Sanzioni: La Corte di giustizia Ue potrà imporre sanzioni fino a un massimo dello 0,1% del Pil ai Paesi che non introdurranno l’obbligo del pareggio di bilancio nelle norme nazionali. Le multe “dovranno essere versate all’Esm”, il fondo salva-Stati permanente che dal primo luglio prossimo subentrerà all’Efsf. A decidere un importo delle ammende “adeguate alle circostanze” sarà la Corte di giustizia Ue e la sanzione pecuniaria potrà scattare quando il Paese al centro della procedura risulterà recidivo, ovvero colpevole di non aver rispettato una prima sentenza di condanna emessa dalla stessa Corte.
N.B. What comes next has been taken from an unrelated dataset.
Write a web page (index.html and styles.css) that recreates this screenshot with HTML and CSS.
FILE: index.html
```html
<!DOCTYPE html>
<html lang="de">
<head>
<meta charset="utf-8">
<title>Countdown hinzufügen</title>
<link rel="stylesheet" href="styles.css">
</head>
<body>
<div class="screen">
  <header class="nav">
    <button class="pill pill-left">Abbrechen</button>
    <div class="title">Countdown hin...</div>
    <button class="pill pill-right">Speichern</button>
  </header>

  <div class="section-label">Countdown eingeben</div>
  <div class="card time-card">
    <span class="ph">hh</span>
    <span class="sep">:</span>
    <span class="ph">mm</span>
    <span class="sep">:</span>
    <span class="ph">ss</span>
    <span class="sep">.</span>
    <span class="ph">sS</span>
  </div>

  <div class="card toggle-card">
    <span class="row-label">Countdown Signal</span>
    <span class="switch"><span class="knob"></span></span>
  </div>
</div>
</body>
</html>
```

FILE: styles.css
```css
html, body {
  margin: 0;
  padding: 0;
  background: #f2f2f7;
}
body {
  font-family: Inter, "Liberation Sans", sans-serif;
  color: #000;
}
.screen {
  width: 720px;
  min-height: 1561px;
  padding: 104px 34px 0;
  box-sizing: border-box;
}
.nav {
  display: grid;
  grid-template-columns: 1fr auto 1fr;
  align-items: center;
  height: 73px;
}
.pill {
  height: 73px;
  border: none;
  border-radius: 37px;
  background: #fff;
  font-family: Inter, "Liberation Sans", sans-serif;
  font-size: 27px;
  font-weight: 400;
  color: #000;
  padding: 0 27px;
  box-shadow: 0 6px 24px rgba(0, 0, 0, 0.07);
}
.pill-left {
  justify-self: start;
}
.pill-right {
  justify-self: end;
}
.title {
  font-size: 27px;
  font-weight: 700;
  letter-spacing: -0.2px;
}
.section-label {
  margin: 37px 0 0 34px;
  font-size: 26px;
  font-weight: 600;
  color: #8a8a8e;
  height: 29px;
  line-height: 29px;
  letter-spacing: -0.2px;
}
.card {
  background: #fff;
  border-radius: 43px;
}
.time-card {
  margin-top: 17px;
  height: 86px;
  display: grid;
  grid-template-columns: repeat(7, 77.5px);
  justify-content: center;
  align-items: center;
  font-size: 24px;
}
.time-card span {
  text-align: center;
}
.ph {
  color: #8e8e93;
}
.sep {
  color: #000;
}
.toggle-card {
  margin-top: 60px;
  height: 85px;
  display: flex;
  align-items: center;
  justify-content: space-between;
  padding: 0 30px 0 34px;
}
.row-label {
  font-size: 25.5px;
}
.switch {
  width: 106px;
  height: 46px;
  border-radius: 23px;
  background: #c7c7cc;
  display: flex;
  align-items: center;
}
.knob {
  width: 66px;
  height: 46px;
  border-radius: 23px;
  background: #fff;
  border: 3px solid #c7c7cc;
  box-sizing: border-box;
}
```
Il potere di denunciare ai giudici europei un Paese indisciplinato potrà essere esercitato sia dalla Commissione europea che da un altro Paese della zona euro firmatario dell’accordo.
Il ritmo di rientro: Il Patto prevede l’obbligo di rientrare verso il tetto del 60% del Pil al ritmo di 1/20 l’anno per la parte eccedente. Il testo fa riferimento al ‘six pack’ in cui si menzionano gli altri «fattori rilevanti» che concorrono a determinare la sostenibilità di medio periodo (indebitamento privato, spesa pensionistica, attivo patrimoniale).
Le condizioni dell’assistenza: L’avvio di nuovi programmi di assistenza finanziaria attraverso l’intervento dell’Esm sarà condizionato alla ratifica del nuovo Trattato da parte del Paese interessato. Il Patto diventerà operativo il primo gennaio 2013, non appena “sottoscritto da almeno 12 Paesi membri dell’euro” ed entro cinque anni le nuove regole devono rientrare nella cornice dei Trattati Ue esistenti.